(begin)

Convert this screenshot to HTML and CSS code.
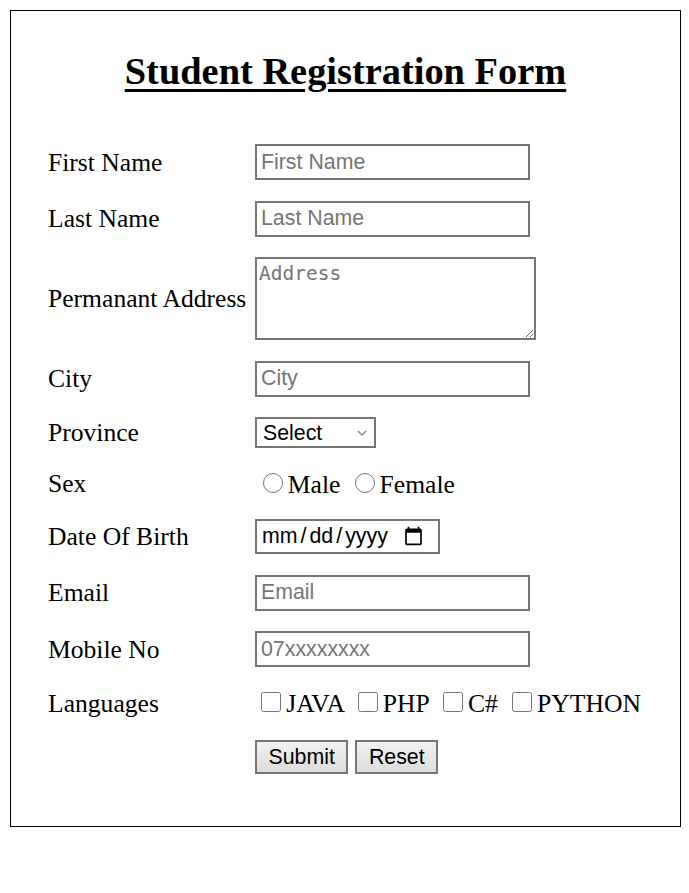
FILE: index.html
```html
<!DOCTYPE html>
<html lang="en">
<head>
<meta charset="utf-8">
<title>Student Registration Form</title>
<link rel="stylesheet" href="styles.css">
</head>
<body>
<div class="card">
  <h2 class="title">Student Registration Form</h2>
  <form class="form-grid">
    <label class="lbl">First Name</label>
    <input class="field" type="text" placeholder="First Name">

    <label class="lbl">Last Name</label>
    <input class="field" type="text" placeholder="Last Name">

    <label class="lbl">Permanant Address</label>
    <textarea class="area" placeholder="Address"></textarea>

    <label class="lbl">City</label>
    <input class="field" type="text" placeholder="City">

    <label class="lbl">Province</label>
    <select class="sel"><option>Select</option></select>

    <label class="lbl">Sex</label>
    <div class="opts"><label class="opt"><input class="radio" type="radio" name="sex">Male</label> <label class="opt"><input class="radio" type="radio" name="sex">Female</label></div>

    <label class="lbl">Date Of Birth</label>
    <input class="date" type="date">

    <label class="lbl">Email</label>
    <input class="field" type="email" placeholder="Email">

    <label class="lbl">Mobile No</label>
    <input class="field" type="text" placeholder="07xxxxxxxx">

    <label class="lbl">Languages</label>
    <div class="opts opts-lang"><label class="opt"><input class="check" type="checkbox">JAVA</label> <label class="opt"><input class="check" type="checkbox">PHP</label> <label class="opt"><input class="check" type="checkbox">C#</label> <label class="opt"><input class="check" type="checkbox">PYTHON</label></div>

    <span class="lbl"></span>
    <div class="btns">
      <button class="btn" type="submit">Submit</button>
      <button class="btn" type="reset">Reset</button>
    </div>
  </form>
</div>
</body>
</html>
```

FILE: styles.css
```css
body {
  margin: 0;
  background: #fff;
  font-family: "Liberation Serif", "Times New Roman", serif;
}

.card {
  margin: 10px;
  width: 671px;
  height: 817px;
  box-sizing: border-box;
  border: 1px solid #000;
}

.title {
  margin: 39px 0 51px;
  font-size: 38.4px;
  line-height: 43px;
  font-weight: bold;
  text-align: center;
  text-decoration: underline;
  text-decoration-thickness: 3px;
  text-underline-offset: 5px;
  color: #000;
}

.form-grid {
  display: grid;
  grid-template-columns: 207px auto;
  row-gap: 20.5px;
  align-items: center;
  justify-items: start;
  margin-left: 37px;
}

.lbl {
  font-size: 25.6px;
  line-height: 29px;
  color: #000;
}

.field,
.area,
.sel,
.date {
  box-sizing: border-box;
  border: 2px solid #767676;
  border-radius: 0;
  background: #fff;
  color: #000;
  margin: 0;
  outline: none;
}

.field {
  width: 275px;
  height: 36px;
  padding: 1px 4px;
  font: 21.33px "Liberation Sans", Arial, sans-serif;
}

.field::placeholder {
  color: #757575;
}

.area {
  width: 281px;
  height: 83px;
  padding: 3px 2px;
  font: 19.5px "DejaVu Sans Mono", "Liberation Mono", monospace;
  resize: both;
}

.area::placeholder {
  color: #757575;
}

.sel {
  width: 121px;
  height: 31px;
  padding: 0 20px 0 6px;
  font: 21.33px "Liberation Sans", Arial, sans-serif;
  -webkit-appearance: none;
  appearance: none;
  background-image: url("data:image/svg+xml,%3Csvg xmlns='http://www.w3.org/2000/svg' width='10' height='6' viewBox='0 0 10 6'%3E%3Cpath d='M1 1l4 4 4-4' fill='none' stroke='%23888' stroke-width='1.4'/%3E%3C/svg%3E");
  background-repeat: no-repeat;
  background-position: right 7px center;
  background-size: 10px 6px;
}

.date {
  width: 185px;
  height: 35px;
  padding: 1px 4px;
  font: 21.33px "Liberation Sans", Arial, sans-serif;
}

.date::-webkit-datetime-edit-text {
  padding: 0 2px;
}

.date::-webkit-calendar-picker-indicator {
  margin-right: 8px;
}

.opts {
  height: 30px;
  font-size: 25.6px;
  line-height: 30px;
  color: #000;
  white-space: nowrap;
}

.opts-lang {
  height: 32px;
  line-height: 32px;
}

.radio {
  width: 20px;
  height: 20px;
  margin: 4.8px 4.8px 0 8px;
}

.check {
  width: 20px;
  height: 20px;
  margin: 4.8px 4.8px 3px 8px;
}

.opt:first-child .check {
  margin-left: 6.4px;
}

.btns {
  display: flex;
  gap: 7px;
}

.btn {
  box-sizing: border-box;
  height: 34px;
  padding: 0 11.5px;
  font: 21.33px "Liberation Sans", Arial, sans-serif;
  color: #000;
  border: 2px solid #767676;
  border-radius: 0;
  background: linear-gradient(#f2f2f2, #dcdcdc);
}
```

(end)
(begin)

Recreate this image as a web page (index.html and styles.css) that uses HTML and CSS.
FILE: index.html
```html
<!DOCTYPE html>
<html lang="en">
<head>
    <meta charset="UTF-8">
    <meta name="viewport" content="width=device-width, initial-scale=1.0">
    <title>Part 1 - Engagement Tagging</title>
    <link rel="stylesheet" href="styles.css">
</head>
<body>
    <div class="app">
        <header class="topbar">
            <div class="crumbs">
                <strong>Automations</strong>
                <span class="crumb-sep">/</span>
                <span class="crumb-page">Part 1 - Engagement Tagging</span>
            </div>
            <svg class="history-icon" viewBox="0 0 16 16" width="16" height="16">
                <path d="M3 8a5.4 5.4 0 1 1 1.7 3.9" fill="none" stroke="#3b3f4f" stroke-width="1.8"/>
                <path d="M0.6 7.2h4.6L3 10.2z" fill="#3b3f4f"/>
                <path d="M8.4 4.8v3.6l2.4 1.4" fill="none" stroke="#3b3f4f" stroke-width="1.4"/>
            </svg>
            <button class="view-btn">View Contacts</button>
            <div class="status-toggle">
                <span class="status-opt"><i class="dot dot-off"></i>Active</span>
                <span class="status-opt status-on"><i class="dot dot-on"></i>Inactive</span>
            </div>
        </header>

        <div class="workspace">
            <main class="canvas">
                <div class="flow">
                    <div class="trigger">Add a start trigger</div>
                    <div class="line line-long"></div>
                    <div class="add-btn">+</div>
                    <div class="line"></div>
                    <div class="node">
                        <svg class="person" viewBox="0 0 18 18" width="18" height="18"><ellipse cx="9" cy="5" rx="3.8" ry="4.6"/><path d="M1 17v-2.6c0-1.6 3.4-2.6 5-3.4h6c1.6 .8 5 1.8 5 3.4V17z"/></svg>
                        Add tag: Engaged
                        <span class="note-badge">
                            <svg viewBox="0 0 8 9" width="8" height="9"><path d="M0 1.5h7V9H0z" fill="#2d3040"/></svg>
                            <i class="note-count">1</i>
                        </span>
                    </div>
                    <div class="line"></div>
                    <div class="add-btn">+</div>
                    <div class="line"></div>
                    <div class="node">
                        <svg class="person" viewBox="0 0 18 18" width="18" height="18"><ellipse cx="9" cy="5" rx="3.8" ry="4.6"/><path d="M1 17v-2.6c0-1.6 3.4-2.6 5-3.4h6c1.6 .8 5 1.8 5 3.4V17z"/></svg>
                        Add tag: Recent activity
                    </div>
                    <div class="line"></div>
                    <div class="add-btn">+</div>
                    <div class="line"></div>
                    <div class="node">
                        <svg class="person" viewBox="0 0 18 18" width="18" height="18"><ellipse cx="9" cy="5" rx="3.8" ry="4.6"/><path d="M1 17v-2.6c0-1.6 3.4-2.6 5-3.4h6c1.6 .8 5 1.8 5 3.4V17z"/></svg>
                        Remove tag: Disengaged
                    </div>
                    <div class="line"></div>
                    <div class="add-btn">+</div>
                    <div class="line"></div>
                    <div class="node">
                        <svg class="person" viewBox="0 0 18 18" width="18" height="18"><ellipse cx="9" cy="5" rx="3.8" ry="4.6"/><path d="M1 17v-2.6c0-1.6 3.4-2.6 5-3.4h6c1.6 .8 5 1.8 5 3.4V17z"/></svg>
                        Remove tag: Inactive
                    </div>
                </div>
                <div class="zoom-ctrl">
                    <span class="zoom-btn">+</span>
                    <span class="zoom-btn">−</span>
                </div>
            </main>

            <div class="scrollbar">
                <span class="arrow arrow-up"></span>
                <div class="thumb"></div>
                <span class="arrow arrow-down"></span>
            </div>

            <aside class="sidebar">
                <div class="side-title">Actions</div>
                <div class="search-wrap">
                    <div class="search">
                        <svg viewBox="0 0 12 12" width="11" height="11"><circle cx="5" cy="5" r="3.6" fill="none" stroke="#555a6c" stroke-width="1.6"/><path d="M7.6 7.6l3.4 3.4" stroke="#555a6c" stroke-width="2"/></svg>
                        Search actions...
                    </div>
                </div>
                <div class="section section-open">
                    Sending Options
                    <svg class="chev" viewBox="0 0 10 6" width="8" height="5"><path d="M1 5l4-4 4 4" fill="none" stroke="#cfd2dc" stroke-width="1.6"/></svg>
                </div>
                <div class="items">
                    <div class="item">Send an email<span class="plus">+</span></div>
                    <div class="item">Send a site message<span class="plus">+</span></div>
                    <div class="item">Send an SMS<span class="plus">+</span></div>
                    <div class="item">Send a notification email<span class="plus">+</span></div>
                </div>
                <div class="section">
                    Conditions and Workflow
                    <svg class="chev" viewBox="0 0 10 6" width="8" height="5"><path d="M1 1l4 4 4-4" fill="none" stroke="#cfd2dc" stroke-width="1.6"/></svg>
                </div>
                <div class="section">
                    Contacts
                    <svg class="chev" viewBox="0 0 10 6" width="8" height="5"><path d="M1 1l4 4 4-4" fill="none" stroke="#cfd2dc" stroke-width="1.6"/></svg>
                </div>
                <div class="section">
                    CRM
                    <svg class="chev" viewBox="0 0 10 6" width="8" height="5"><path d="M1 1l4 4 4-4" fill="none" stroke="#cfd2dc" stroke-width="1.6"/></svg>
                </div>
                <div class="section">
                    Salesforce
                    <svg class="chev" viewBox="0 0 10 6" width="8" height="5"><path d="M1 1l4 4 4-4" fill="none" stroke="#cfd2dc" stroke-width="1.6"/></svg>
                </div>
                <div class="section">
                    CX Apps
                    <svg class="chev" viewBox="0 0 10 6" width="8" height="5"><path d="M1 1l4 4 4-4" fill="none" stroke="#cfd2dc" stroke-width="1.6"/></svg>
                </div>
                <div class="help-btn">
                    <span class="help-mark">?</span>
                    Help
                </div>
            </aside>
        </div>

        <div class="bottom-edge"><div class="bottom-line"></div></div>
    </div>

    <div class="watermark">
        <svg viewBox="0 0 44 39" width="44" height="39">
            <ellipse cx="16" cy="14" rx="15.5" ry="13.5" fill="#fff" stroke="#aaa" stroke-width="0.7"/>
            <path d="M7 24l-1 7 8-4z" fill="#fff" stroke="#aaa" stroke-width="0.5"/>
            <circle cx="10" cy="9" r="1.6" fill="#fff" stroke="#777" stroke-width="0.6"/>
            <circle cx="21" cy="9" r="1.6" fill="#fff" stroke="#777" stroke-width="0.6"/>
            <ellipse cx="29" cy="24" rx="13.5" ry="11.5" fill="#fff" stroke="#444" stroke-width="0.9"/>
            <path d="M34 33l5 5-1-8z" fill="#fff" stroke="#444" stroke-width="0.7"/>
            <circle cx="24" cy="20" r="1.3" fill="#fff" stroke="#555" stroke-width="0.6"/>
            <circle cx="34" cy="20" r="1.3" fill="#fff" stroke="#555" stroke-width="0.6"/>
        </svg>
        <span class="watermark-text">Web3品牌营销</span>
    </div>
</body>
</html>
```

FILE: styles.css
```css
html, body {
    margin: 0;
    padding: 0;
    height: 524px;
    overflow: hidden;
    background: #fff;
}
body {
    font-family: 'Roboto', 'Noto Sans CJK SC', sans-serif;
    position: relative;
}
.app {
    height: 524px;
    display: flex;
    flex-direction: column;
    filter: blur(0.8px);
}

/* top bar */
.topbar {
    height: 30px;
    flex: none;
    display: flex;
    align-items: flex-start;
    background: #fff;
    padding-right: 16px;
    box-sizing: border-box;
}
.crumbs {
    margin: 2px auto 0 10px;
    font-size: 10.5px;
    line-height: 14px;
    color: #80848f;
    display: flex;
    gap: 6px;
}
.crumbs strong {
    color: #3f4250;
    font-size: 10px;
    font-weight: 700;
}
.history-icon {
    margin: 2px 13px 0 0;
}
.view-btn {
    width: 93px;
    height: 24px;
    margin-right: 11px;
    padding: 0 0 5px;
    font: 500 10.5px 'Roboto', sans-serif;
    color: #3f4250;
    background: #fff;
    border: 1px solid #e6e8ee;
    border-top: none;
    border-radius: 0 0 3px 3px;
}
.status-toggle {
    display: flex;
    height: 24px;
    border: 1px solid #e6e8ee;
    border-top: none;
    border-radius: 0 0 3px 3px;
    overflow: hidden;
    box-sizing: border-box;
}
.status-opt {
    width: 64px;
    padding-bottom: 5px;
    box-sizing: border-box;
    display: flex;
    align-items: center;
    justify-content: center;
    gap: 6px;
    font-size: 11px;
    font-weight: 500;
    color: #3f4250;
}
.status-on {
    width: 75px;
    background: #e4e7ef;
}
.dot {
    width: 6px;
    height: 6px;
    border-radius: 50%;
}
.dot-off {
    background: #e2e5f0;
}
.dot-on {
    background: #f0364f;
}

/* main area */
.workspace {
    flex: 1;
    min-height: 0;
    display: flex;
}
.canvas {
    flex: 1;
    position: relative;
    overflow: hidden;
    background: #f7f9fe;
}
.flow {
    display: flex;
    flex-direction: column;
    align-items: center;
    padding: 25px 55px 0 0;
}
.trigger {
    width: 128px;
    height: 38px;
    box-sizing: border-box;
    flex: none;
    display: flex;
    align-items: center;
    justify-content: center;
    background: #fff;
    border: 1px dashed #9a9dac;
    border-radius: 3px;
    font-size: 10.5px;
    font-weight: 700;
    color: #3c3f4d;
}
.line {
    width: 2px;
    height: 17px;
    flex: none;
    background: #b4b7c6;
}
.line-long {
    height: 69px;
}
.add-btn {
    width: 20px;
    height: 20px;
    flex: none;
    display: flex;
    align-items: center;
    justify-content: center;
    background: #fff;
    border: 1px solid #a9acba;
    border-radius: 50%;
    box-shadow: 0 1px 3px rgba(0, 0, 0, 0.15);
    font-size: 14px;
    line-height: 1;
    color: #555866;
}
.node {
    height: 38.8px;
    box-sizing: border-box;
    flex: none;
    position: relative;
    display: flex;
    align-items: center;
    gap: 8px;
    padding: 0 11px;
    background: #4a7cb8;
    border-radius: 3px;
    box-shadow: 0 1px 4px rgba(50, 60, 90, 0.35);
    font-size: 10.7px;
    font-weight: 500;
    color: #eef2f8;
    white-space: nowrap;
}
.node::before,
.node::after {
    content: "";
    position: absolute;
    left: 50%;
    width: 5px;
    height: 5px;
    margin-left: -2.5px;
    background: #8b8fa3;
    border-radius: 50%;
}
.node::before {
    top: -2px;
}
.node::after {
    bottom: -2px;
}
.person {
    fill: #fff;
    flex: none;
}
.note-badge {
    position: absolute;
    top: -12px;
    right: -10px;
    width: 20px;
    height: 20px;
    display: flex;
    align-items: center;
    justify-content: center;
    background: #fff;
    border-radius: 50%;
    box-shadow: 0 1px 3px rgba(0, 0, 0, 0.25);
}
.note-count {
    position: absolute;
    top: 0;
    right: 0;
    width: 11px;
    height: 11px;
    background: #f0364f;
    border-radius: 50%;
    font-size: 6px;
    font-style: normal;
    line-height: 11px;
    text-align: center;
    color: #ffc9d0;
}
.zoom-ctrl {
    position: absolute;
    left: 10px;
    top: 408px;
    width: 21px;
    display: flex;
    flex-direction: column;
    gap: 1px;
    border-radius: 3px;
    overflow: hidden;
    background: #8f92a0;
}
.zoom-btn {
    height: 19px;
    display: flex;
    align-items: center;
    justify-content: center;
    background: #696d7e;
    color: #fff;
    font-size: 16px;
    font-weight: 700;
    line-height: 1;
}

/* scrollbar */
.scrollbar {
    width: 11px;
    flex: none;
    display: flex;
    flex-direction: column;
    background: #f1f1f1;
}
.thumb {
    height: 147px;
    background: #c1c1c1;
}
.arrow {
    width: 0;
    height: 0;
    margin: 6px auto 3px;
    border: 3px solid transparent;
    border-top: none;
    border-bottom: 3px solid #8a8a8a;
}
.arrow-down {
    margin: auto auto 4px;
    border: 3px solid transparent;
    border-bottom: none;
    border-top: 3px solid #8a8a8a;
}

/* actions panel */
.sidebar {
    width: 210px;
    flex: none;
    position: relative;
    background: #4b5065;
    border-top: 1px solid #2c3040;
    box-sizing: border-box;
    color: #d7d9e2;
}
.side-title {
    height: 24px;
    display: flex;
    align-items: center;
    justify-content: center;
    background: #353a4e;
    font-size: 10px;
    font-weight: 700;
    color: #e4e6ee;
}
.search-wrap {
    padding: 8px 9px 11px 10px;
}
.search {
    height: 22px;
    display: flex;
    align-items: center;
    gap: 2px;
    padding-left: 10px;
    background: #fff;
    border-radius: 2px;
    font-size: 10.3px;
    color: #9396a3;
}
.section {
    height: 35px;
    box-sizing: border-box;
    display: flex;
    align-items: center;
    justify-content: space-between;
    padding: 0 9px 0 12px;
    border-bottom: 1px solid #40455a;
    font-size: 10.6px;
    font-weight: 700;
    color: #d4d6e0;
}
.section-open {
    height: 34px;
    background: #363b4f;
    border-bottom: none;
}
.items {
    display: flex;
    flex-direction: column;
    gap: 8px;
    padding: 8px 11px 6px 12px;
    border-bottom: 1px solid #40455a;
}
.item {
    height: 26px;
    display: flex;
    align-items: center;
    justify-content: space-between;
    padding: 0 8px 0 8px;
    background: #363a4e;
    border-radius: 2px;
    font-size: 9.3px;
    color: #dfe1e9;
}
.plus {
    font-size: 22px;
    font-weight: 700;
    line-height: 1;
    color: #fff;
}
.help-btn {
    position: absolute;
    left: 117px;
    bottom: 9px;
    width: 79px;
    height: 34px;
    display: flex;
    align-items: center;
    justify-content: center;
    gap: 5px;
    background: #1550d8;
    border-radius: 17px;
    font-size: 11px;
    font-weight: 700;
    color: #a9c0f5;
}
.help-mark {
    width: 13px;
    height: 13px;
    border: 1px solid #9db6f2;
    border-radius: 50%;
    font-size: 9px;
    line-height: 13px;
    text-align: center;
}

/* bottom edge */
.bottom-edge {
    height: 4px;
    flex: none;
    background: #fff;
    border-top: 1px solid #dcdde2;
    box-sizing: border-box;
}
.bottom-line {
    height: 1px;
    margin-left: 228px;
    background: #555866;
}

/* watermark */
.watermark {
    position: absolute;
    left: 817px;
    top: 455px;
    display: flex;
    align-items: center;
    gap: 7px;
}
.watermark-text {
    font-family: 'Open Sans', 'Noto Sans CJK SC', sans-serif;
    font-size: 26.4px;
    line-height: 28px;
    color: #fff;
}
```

(end)

**What needs to be done:**
Write down only how many lines in the listing contain the word "image".

**The result:**
2